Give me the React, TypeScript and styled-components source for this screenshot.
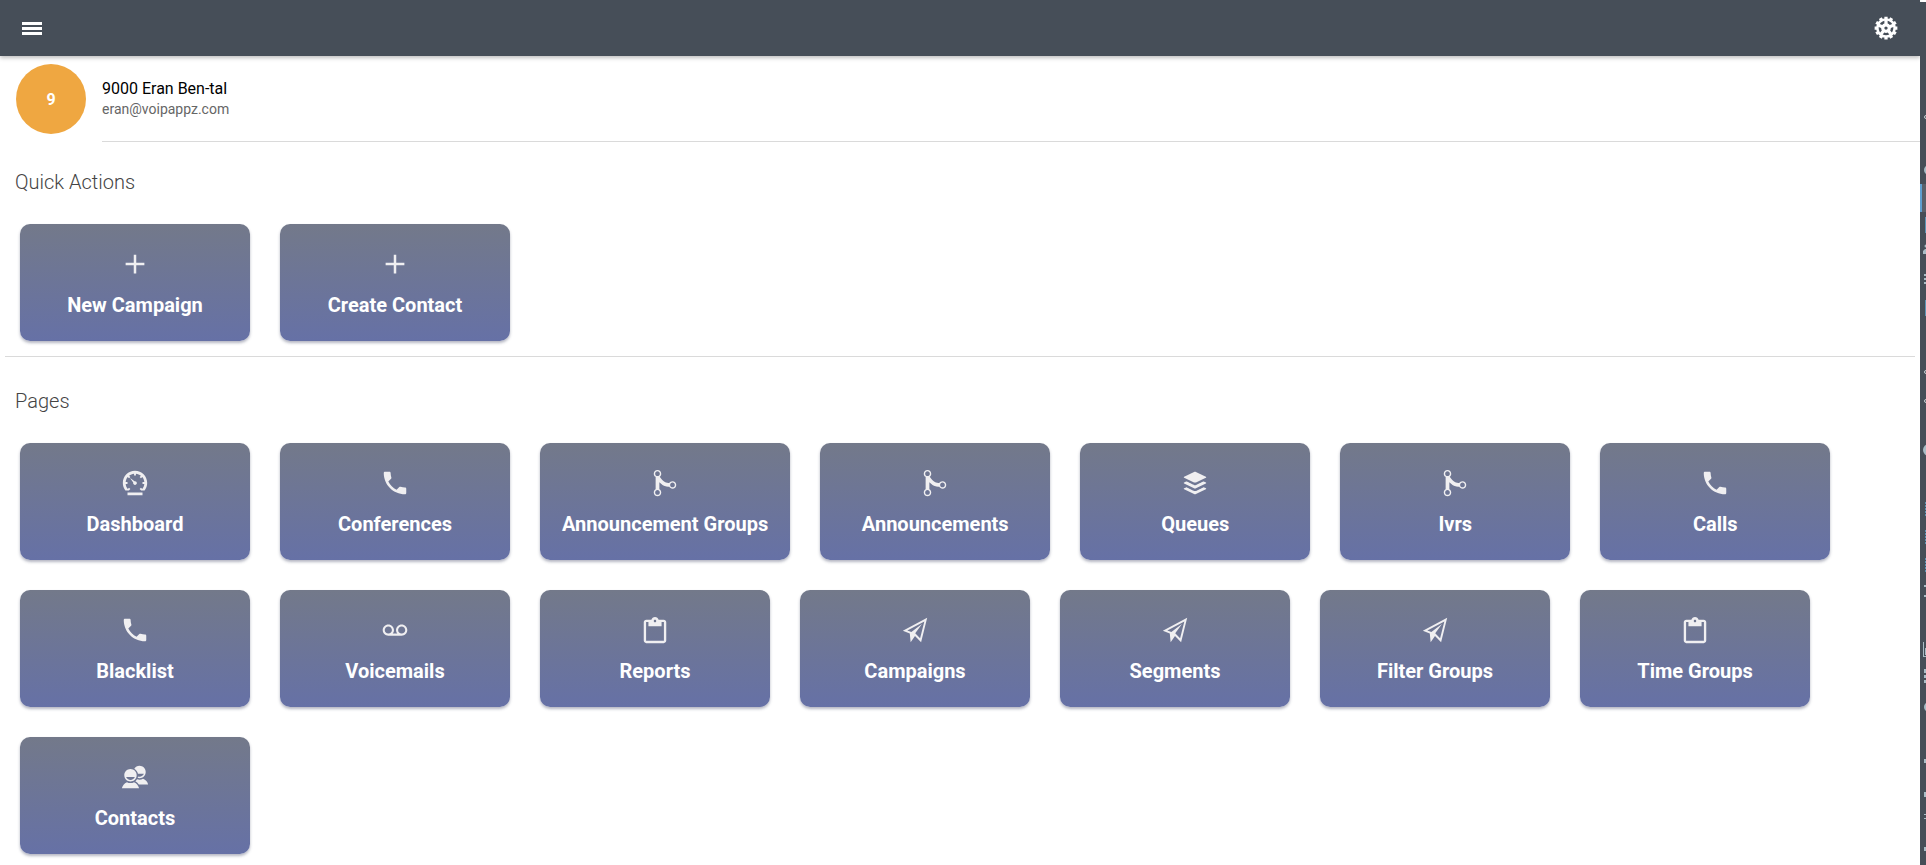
import React from 'react';
import styled, { createGlobalStyle, css } from 'styled-components';
import type { IconType } from 'react-icons';
import {
  IoLogoBuffer,
  IoMdAdd,
  IoMdCall,
  IoMdClipboard,
  IoMdCog,
  IoMdContacts,
  IoMdGitMerge,
  IoMdPaperPlane,
  IoMdRecording,
  IoMdSpeedometer,
} from 'react-icons/io';

const GlobalStyle = createGlobalStyle`
  *, *::before, *::after { box-sizing: border-box; }
  body {
    margin: 0;
    background: #fff;
    color: #000;
    font-family: Roboto, "Liberation Sans", sans-serif;
  }
`;

const Shell = styled.div`
  display: flex;
  min-height: 100vh;
`;

const Page = styled.div`
  flex: 1;
  min-width: 0;
`;

const Toolbar = styled.header`
  display: flex;
  align-items: center;
  justify-content: space-between;
  height: 56px;
  padding: 0 21px 0 19px;
  background: #464e58;
  box-shadow: 0 2px 4px rgba(0, 0, 0, 0.25);
`;

const ToolbarButton = styled.button`
  display: flex;
  padding: 0;
  border: 0;
  background: none;
  color: #fff;
  font-size: 26px;
  cursor: pointer;
`;

const Profile = styled.section`
  display: flex;
  gap: 16px;
  padding: 8px 0 0 16px;
`;

const Avatar = styled.div`
  display: flex;
  align-items: center;
  justify-content: center;
  flex: none;
  width: 70px;
  height: 70px;
  border-radius: 50%;
  background: #efa741;
  color: #fff;
  font-size: 16px;
  font-weight: 700;
`;

const ProfileText = styled.div`
  flex: 1;
  height: 78px;
  padding-top: 14px;
  border-bottom: 1px solid #dadada;
`;

const Name = styled.h1`
  margin: 0;
  font-size: 16px;
  line-height: 21px;
  font-weight: 400;
`;

const Email = styled.p`
  margin: 0;
  color: #666;
  font-size: 14px;
  line-height: 20px;
`;

const Content = styled.main`
  padding: 0 5px 8px;
`;

const Section = styled.section`
  padding: 28px 15px 15px;

  & + & {
    padding-top: 32px;
    border-top: 1px solid #dadada;
  }
`;

const SectionTitle = styled.h2`
  margin: 0 0 30px -5px;
  color: #444;
  font-size: 20px;
  line-height: 24px;
  font-weight: 300;
`;

const Tiles = styled.div`
  display: flex;
  flex-wrap: wrap;
  gap: 30px;
`;

const tile = css`
  display: flex;
  flex-direction: column;
  align-items: center;
  gap: 14px;
  min-width: 230px;
  padding: 25px 22px 24px;
  border: 0;
  border-radius: 10px;
  background: linear-gradient(#73798a, #6671a6);
  box-shadow: 0 2px 3px rgba(40, 45, 80, 0.35);
  color: #fff;
  font-family: inherit;
  font-size: 20px;
  line-height: 24px;
  font-weight: 700;
  text-decoration: none;
  cursor: pointer;

  svg {
    width: 30px;
    height: 30px;
    color: #f0eff1;
  }
`;

const ActionTile = styled.button`
  ${tile}
`;

const PageTile = styled.a`
  ${tile}
`;

const Rail = styled.aside`
  flex: none;
  width: 6px;
  margin-top: 2px;
  overflow: hidden;
  background: #464e58;

  svg {
    display: block;
  }
`;

const actions: { label: string; icon: IconType }[] = [
  { label: 'New Campaign', icon: IoMdAdd },
  { label: 'Create Contact', icon: IoMdAdd },
];

const pages: { label: string; icon: IconType }[] = [
  { label: 'Dashboard', icon: IoMdSpeedometer },
  { label: 'Conferences', icon: IoMdCall },
  { label: 'Announcement Groups', icon: IoMdGitMerge },
  { label: 'Announcements', icon: IoMdGitMerge },
  { label: 'Queues', icon: IoLogoBuffer },
  { label: 'Ivrs', icon: IoMdGitMerge },
  { label: 'Calls', icon: IoMdCall },
  { label: 'Blacklist', icon: IoMdCall },
  { label: 'Voicemails', icon: IoMdRecording },
  { label: 'Reports', icon: IoMdClipboard },
  { label: 'Campaigns', icon: IoMdPaperPlane },
  { label: 'Segments', icon: IoMdPaperPlane },
  { label: 'Filter Groups', icon: IoMdPaperPlane },
  { label: 'Time Groups', icon: IoMdClipboard },
  { label: 'Contacts', icon: IoMdContacts },
];

const MenuIcon = () => (
  <svg width="26" height="26" viewBox="0 0 26 26" fill="currentColor" aria-hidden="true">
    <path d="M3 7h20v3H3zM3 12h20v3H3zM3 17h20v3H3z" />
  </svg>
);

/* Edge of the collapsed side menu: only the left rim of each icon shows. */
const RailIcons = () => (
  <svg width="6" height="863" viewBox="0 2 6 863" aria-hidden="true">
    <rect x="0" y="184" width="6" height="28" fill="#5b606a" />
    <rect x="0" y="184" width="2" height="28" fill="#5f9fd0" />
    <g fill="#5d94b5">
      <rect x="5" y="217" width="1" height="16" />
      <rect x="5" y="300" width="1" height="16" />
    </g>
    <g stroke="#5d94b5" strokeWidth="1" strokeDasharray="2 1">
      <path d="M5.5 502v14M5.5 530v14M5.5 558v14" />
    </g>
    <g fill="#a9bcc6">
      <circle cx="9" cy="170" r="5" />
      <circle cx="6" cy="246" r="1.5" />
      <path d="M3 254v-3l2-2h1v5z" />
      <path d="M4 274h2v2H4zM4 278h2v2H4zM4 282h2v2H4z" />
      <circle cx="9" cy="450" r="6" />
      <path d="M4 585h2v2H4zM4 595h2v2H4z" />
      <path d="M3 642h1v14h2v1H3zM5 648h1v7H5z" />
      <path d="M4 669h2v4H4zM4 675h2v3H4zM4 680h2v3H4z" />
      <circle cx="9" cy="707" r="5" />
      <path d="M4 759h2v4H4zM4 792h2v5H4zM4 847h2v4H4z" />
      <path d="M4 814h2v1H4zM4 818h2v1H4z" />
    </g>
    <g fill="none" stroke="#c8ced3">
      <circle cx="6" cy="117" r="1.5" />
      <circle cx="6" cy="372" r="1.5" />
      <circle cx="6" cy="401" r="1.5" />
    </g>
  </svg>
);

export default function App() {
  return (
    <>
      <GlobalStyle />
      <Shell>
        <Page>
          <Toolbar>
            <ToolbarButton type="button" aria-label="Menu">
              <MenuIcon />
            </ToolbarButton>
            <ToolbarButton type="button" aria-label="Settings">
              <IoMdCog />
            </ToolbarButton>
          </Toolbar>
          <Profile>
            <Avatar>9</Avatar>
            <ProfileText>
              <Name>9000 Eran Ben-tal</Name>
              <Email>eran@voipappz.com</Email>
            </ProfileText>
          </Profile>
          <Content>
            <Section>
              <SectionTitle>Quick Actions</SectionTitle>
              <Tiles>
                {actions.map(({ label, icon: Icon }) => (
                  <ActionTile key={label} type="button">
                    <Icon />
                    {label}
                  </ActionTile>
                ))}
              </Tiles>
            </Section>
            <Section>
              <SectionTitle>Pages</SectionTitle>
              <Tiles>
                {pages.map(({ label, icon: Icon }) => (
                  <PageTile key={label} href="#">
                    <Icon />
                    {label}
                  </PageTile>
                ))}
              </Tiles>
            </Section>
          </Content>
        </Page>
        <Rail>
          <RailIcons />
        </Rail>
      </Shell>
    </>
  );
}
········
Tally up the lines with the word "components" in them, and answer with that number by itself.

• [TASK SOLUTION] 2